The mural, which is titled The Struggle Against Terrorism, covers a 40ft wall in a colonial courtyard in Morelia, Michoacán, and depicts a history of persecution and resistance from biblical times to the modern day.

Giant, looming figures stride across a wall covered with allusions to the life of Jesus, the Spanish Inquisition and the Ku Klux Klan, alongside Nazi and Communist symbols, and tools of torture.

After years of work to restore its original visual power, the mural will be unveiled again on Friday.

Painted in 1934, it was the first major commission for Philip Guston and Reuben Kadish, two artists born to Jewish immigrants in the US and living in Los Angeles at a time of political tumult.

“The world was changing,” said Sally Radic, executive director of the Philip Guston Foundation. “Fascism was coming in; the Ku Klux Klan was in Los Angeles.”

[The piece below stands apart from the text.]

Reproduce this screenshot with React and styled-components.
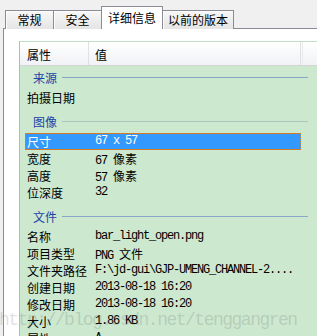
import React from 'react';
import styled, { createGlobalStyle } from 'styled-components';

const cjk = `"Noto Sans CJK SC", "Noto Sans", sans-serif`;
const mono = `"Liberation Mono", "Noto Sans CJK SC", monospace`;

const Global = createGlobalStyle`
  html, body { margin: 0; padding: 0; background: #f0f0f0; }
  body { width: 317px; height: 336px; overflow: hidden; }
`;

const Window = styled.div`
  position: relative;
  width: 317px;
  height: 336px;
  overflow: hidden;
  display: flex;
  flex-direction: column;
  background: #f0f0f0;
  font-family: ${cjk};
  font-size: 12px;
  color: #000;
`;

const TabBar = styled.div`
  flex: none;
  display: flex;
  align-items: flex-end;
  height: 29px;
  padding-left: 5px;
  margin-bottom: -1px;
`;

const Tab = styled.div`
  box-sizing: border-box;
  height: ${p => (p.$active ? 23 : 19)}px;
  min-width: 49px;
  padding: 0 ${p => (p.$active ? 6 : 5)}px;
  margin-left: ${p => (p.$first ? 0 : -1)}px;
  border: 1px solid #898c95;
  border-bottom: none;
  background: ${p => (p.$active ? '#ffffff' : 'linear-gradient(#f7f7f7, #e5e5e5)')};
  box-shadow: ${p => (p.$active ? 'none' : 'inset 1px 1px 0 #fcfcfc')};
  display: flex;
  align-items: center;
  justify-content: center;
  line-height: 1;
  white-space: nowrap;
  position: ${p => (p.$active ? 'relative' : 'static')};
  z-index: 2;
`;

const Panel = styled.div`
  position: relative;
  z-index: 1;
  flex: 1;
  min-height: 0;
  margin-left: 3px;
  border-top: 1px solid #898c95;
  border-left: 1px solid #898c95;
  background: #ffffff;
  padding: 12px 0 0 15px;
  display: flex;
  flex-direction: column;
`;

const List = styled.div`
  flex: 1;
  width: 320px;
  border-top: 1px solid #bfe0c6;
  border-left: 1px solid #a9bfae;
  background: #cce8cf;
  display: flex;
  flex-direction: column;
`;

const HeaderRow = styled.div`
  flex: none;
  display: flex;
  height: 23px;
  background: linear-gradient(#ffffff, #f1f2f5);
  border-bottom: 1px solid #d5d5d5;
`;

const HeaderCell = styled.div`
  box-sizing: border-box;
  flex: ${p => (p.$w ? 'none' : '1')};
  width: ${p => (p.$w ? `${p.$w}px` : 'auto')};
  padding: 2px 0 0 ${p => p.$pad}px;
  line-height: 21px;
  border-right: ${p => (p.$w ? '1px solid #dfe0e3' : 'none')};
  border-left: ${p => (p.$w ? 'none' : '1px solid #ebebeb')};
  margin-left: ${p => (p.$w ? 0 : 1)}px;
`;

const Body = styled.div`
  flex: 1;
`;

const GroupHead = styled.div`
  box-sizing: border-box;
  display: flex;
  align-items: center;
  width: 288px;
  height: 23px;
  margin-top: ${p => (p.$first ? 0 : 4)}px;
  padding-left: 13px;
  color: #1d43a8;
  white-space: nowrap;
  &::after {
    content: '';
    flex: 1;
    height: 1px;
    margin-left: 5px;
    background: ${p => p.$line};
  }
`;

const Row = styled.div`
  display: flex;
  height: 17px;
  line-height: 17px;
  margin-left: 5px;
  width: 276px;
  overflow: hidden;
  background: ${p => (p.$selected ? '#3399ff' : 'transparent')};
  color: ${p => (p.$selected ? '#ffffff' : '#000000')};
  outline: ${p => (p.$selected ? '1px dotted #d9822b' : 'none')};
  outline-offset: -1px;
`;

const Label = styled.div`
  box-sizing: border-box;
  flex: none;
  width: 70px;
  padding-left: 2px;
  white-space: nowrap;
`;

const Value = styled.div`
  font-family: ${mono};
  font-size: 12px;
  letter-spacing: -1.2px;
  white-space: nowrap;
`;

const Han = styled.span`
  font-family: ${cjk};
  font-size: 12px;
  letter-spacing: 0;
  line-height: 17px;
`;

const Watermark = styled.div`
  position: absolute;
  left: -1px;
  top: 310px;
  z-index: 5;
  font-family: "Liberation Mono", monospace;
  font-size: 18px;
  line-height: 20px;
  letter-spacing: -1.5px;
  color: rgba(90, 90, 90, 0.2);
  white-space: nowrap;
  pointer-events: none;
`;

const renderValue = v =>
  v.split(/([\u4e00-\u9fff]+)/).map((part, i) =>
    /[\u4e00-\u9fff]/.test(part) ? <Han key={i}>{part}</Han> : part
  );

const groups = [
  { title: '来源', line: '#87a6c4', rows: [['拍摄日期', '']] },
  {
    title: '图像',
    line: '#aac6be',
    rows: [
      ['尺寸', '67 x 57', true],
      ['宽度', '67 像素'],
      ['高度', '57 像素'],
      ['位深度', '32'],
    ],
  },
  {
    title: '文件',
    line: '#8aa8c6',
    rows: [
      ['名称', 'bar_light_open.png'],
      ['项目类型', 'PNG 文件'],
      ['文件夹路径', 'F:\\jd-gui\\GJP-UMENG_CHANNEL-2....'],
      ['创建日期', '2013-08-18 16:20'],
      ['修改日期', '2013-08-18 16:20'],
      ['大小', '1.86 KB'],
      ['属性', 'A'],
    ],
  },
];

export default function App() {
  return (
    <Window>
      <Global />
      <TabBar>
        <Tab $first>常规</Tab>
        <Tab>安全</Tab>
        <Tab $active>详细信息</Tab>
        <Tab>以前的版本</Tab>
      </TabBar>
      <Panel>
        <List>
          <HeaderRow>
            <HeaderCell $w={69} $pad={7}>属性</HeaderCell>
            <HeaderCell $w={212} $pad={6}>值</HeaderCell>
            <HeaderCell $pad={0} />
          </HeaderRow>
          <Body>
            {groups.map((g, gi) => (
              <React.Fragment key={g.title}>
                <GroupHead $first={gi === 0} $line={g.line}>{g.title}</GroupHead>
                {g.rows.map(([label, value, sel]) => (
                  <Row key={label} $selected={sel}>
                    <Label>{label}</Label>
                    <Value>{renderValue(value)}</Value>
                  </Row>
                ))}
              </React.Fragment>
            ))}
          </Body>
        </List>
      </Panel>
      <Watermark>http://blog.csdn.net/tenggangren</Watermark>
    </Window>
  );
}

Just how two 21-year-old Americans – both of whom went on to become renowned artists – ended up painting a mural in a small Mexican city is unclear, though it seems they were encouraged to go to Mexico by David Alfaro Siqueiros, a pioneer of Mexican muralism.

After the Mexican revolution (1910-20), artists such as Siqueiros and Diego Rivera, who was married to Frida Kahlo, sought to tell the national story to a largely illiterate population by painting it in an epic form on public walls and buildings.

In Morelia, Gustavo Corona, the university rector, wanted to turn the city into “the Florence of Mexico” by inviting artists to paint murals – including throughout the 18th century colonial building that then housed the university, said Radic.

“And [Guston and Kadish] jumped at the opportunity to do whatever they wanted with this 1,000 sq ft wall,” she added.

They spent six months in Morelia, but scarcely anything is known about their time there. There are a few photos of the artists at work or posing in front of the completed mural, but almost nothing in the way of diaries or letters.

And soon after its completion, the mural was hidden, and almost forgotten.

In the 1940s, the manager of the building that housed the mural, by then a museum, began to covet a painting owned by the church, which depicts the transfer of enclosed nuns from one convent to another.

“Supposedly, the director wanted the painting in the museum, but the church said no,” said Radic. “Finally, they said he could have it – but only if he covered up the mural, because it had nude female figures and a cross that’s upside down. And so they did.”

Thirty years later, the mural was rediscovered by “basically by accident” while they were doing some maintenance. “They realised that there was a false wall,” said Radic. “And when they opened it up, they realised they had this mural there.”

By then it was in poor shape: damaged by humidity, covered in grime. “But the fact it was covered up so many years may actually have helped preserve it,” said Radic.

It took two years to repair the damage and revive the original colours.

Of all the murals in Mexico, Radic reckons this one might be unique. It is in a provincial Mexican city and uses a Mexican form, but is filled with international symbolism.

Meanwhile the theme is universal – and perhaps timeless.

By chance, the restored mural is being unveiled just as some fear a resurgence of fascism.

“Sometimes, the stars align. And, you know, 90 years later, it’s basically the same situation,” said Radic, before adding: “But that depends upon your political viewpoint.”